Goal of the exercise: Find and return each line containing "this".

Input records:
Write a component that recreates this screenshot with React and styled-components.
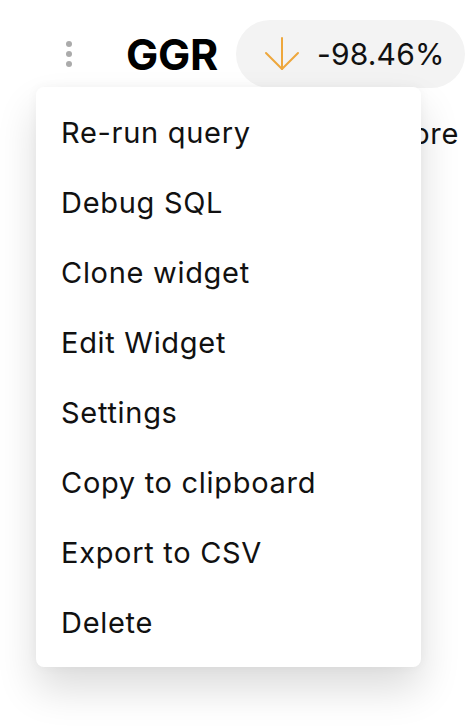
import React from 'react';
import styled, { createGlobalStyle } from 'styled-components';

const GlobalStyle = createGlobalStyle`
  html, body {
    margin: 0;
    padding: 0;
    background: #ffffff;
    font-family: Inter, "Noto Sans", sans-serif;
    color: #111111;
  }
`;

const Page = styled.div`
  position: relative;
  width: 474px;
  height: 726px;
  overflow: hidden;
  padding-top: 20px;
  box-sizing: border-box;
`;

const Header = styled.div`
  display: flex;
  align-items: center;
  padding-left: 66px;
`;

const MenuButton = styled.button`
  display: flex;
  flex-direction: column;
  gap: 4px;
  padding: 0;
  border: 0;
  background: none;
  margin-right: 54px;
  cursor: pointer;
`;

const Dot = styled.span`
  width: 6px;
  height: 6px;
  border-radius: 50%;
  background: #ababab;
`;

const Title = styled.h1`
  margin: 0 18px 0 0;
  font-size: 43px;
  font-weight: 700;
  letter-spacing: -0.3px;
  color: #000;
`;

const ChangePill = styled.div`
  display: flex;
  align-items: center;
  gap: 17px;
  height: 68px;
  padding: 0 20px 0 28px;
  border-radius: 34px;
  background: #f3f3f3;
`;

const ChangeValue = styled.span`
  font-size: 30px;
  letter-spacing: 0.2px;
  color: #111;
`;

const Body = styled.div`
  display: flex;
  justify-content: flex-end;
  padding: 28px 15px 0 0;
`;

const LinkText = styled.span`
  font-size: 29px;
  letter-spacing: 0.7px;
  color: #111;
`;

const Menu = styled.ul`
  position: absolute;
  top: 87px;
  left: 36px;
  width: 385px;
  margin: 0;
  padding: 10px 0;
  list-style: none;
  background: #fff;
  border-radius: 8px;
  box-shadow: 0 22px 40px rgba(0, 0, 0, 0.14), 0 0 12px rgba(0, 0, 0, 0.04);
`;

const MenuItem = styled.li`
  display: flex;
  align-items: center;
  height: 70px;
  padding-left: 25px;
  font-size: 29px;
  letter-spacing: 0.7px;
  color: #111;
  cursor: pointer;
`;

const DownArrow = () => (
  <svg width="36" height="34" viewBox="0 0 36 34" fill="none" stroke="#eea73c" strokeWidth="2" strokeLinecap="round" strokeLinejoin="round">
    <path d="M18 1v31" />
    <path d="M2 16l16 16 16-16" />
  </svg>
);

const items = [
  'Re-run query',
  'Debug SQL',
  'Clone widget',
  'Edit Widget',
  'Settings',
  'Copy to clipboard',
  'Export to CSV',
  'Delete',
];

export default function App() {
  return (
    <Page>
      <GlobalStyle />
      <Header>
        <MenuButton aria-label="Widget menu">
          <Dot />
          <Dot />
          <Dot />
        </MenuButton>
        <Title>GGR</Title>
        <ChangePill>
          <DownArrow />
          <ChangeValue>-98.46%</ChangeValue>
        </ChangePill>
      </Header>
      <Body>
        <LinkText>Explore</LinkText>
      </Body>
      <Menu>
        {items.map(item => (
          <MenuItem key={item}>{item}</MenuItem>
        ))}
      </Menu>
    </Page>
  );
}
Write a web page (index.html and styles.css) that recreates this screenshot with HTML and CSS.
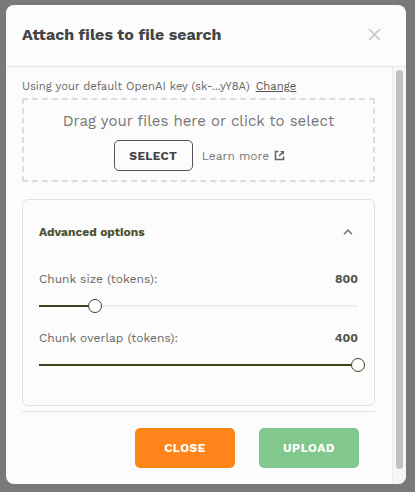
FILE: index.html
```html
<!DOCTYPE html>
<html>
<head>
<meta charset="utf-8">
<link rel="stylesheet" href="styles.css">
</head>
<body>
<div class="backdrop">
  <div class="modal">
    <div class="modal-header">
      <h2 class="title">Attach files to file search</h2>
      <svg class="close-x" width="13" height="13" viewBox="0 0 13 13"><path d="M1 1L12 12M12 1L1 12" stroke="#c4c4c4" stroke-width="1.6" fill="none"/></svg>
    </div>
    <div class="modal-body">
      <div class="content">
        <p class="key-line">Using your default OpenAI key (sk-...yY8A) <a class="change">Change</a></p>
        <div class="dropzone">
          <div class="drop-text">Drag your files here or click to select</div>
          <div class="drop-actions">
            <button class="select-btn">SELECT</button>
            <span class="learn">Learn more
              <svg width="11" height="11" viewBox="0 0 11 11"><path d="M4.5 1.5H1.5V9.5H9.5V6.5" stroke="#666" stroke-width="1.6" fill="none"/><path d="M6 1H10V5Z" fill="#666"/><path d="M9.5 1.5L5 6" stroke="#666" stroke-width="1.6"/></svg>
            </span>
          </div>
        </div>
        <div class="advanced">
          <div class="adv-head">
            <span class="adv-title">Advanced options</span>
            <svg width="10" height="6" viewBox="0 0 10 6"><path d="M1 5.2L5 1.2L9 5.2" stroke="#777" stroke-width="1.6" fill="none"/></svg>
          </div>
          <div class="field field-first">
            <div class="field-row"><span class="label">Chunk size (tokens):</span><span class="value">800</span></div>
            <div class="slider"><div class="fill" style="width:17.5%"></div><div class="thumb" style="left:17.5%"></div></div>
          </div>
          <div class="field field-second">
            <div class="field-row"><span class="label">Chunk overlap (tokens):</span><span class="value">400</span></div>
            <div class="slider"><div class="fill" style="width:100%"></div><div class="thumb" style="left:100%"></div></div>
          </div>
        </div>
        <div class="divider"></div>
        <div class="footer">
          <button class="btn btn-close">CLOSE</button>
          <button class="btn btn-upload">UPLOAD</button>
        </div>
      </div>
      <div class="scrollbar"><div class="thumb-bar"></div></div>
    </div>
  </div>
</div>
</body>
</html>
```
FILE: styles.css
```css
* { box-sizing: border-box; }
html, body { margin: 0; padding: 0; }
body {
  width: 415px;
  height: 492px;
  background: #797979;
  font-family: "Work Sans", "Inter", "Noto Sans", sans-serif;
  overflow: hidden;
}
.backdrop {
  padding: 5px 9px 8px 6px;
}
.modal {
  width: 400px;
  height: 479px;
  background: #fcfcfc;
  border-radius: 8px;
  overflow: hidden;
  display: flex;
  flex-direction: column;
}
.modal-header {
  height: 62px;
  flex: none;
  border-bottom: 1px solid #e9e4df;
  display: flex;
  align-items: center;
  justify-content: space-between;
  padding: 0 25px 3px 16px;
}
.title {
  margin: 0;
  font-size: 16px;
  font-weight: 700;
  color: #454545;
  letter-spacing: 0;
}
.close-x { margin-top: 1px; }
.modal-body {
  flex: 1;
  display: flex;
  min-height: 0;
}
.content {
  flex: 1;
  padding: 11px 17px 0 16px;
}
.key-line {
  margin: 0;
  font-size: 11.3px;
  line-height: 16px;
  color: #6a6a6a;
}
.change {
  color: #555;
  text-decoration: underline;
  margin-left: 2px;
}
.dropzone {
  margin-top: 4px;
  height: 84px;
  border: 2px dashed #dcdcdc;
  display: flex;
  flex-direction: column;
  align-items: center;
  padding-top: 11px;
}
.drop-text {
  font-size: 15px;
  line-height: 20px;
  color: #777;
}
.drop-actions {
  margin-top: 9px;
  display: flex;
  align-items: center;
  gap: 9px;
  margin-left: 2px;
}
.select-btn {
  width: 79px;
  height: 31px;
  border: 1px solid #555;
  border-radius: 5px;
  background: transparent;
  font-family: inherit;
  font-size: 12px;
  font-weight: 700;
  color: #444;
  letter-spacing: 0.3px;
}
.learn {
  font-size: 12px;
  color: #777;
  display: flex;
  align-items: center;
  gap: 5px;
}
.advanced {
  margin-top: 17px;
  height: 207px;
  border: 1px solid #e6e3d6;
  border-radius: 6px;
  padding: 0 16px;
}
.adv-head {
  height: 64px;
  display: flex;
  align-items: center;
  justify-content: space-between;
  padding-right: 5px;
}
.adv-title {
  font-size: 12px;
  font-weight: 700;
  color: #4b5230;
}
.field-row {
  display: flex;
  justify-content: space-between;
  align-items: center;
  font-size: 12px;
  line-height: 16px;
  color: #666;
}
.field-first { margin-top: 7px; }
.field-second { margin-top: 15px; }
.value {
  font-weight: 700;
  color: #555;
}
.slider {
  position: relative;
  margin-top: 10px;
  height: 18px;
}
.slider::before {
  content: "";
  position: absolute;
  left: 0; right: 0; top: 8px;
  height: 2px;
  background: #eeeeee;
}
.fill {
  position: absolute;
  left: 0; top: 8px;
  height: 2px;
  background: #3d4321;
}
.thumb {
  position: absolute;
  top: 2px;
  width: 14px;
  height: 14px;
  margin-left: -7px;
  border-radius: 50%;
  background: #fff;
  border: 1.5px solid #3d4321;
}
.divider {
  margin-top: 5px;
  height: 1px;
  background: #e2e2e2;
}
.footer {
  display: flex;
  justify-content: flex-end;
  gap: 24px;
  padding: 16px 16px 0 0;
}
.btn {
  width: 100px;
  height: 40px;
  border: none;
  border-radius: 5px;
  font-family: inherit;
  font-size: 12px;
  font-weight: 700;
  color: #fff;
  letter-spacing: 0.5px;
}
.btn-close { background: #ff851b; }
.btn-upload { background: #82c78b; }
.scrollbar {
  width: 14px;
  flex: none;
  border-left: 1px solid #ececec;
  background: #f6f6f6;
  padding: 3px 3px 0 3px;
}
.thumb-bar {
  width: 7px;
  height: 399px;
  border-radius: 4px;
  background: #c1c1c1;
}
```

Exercise output:
Write a component that recreates this screenshot with React and styled-components.
Write a web page (index.html and styles.css) that recreates this screenshot with HTML and CSS.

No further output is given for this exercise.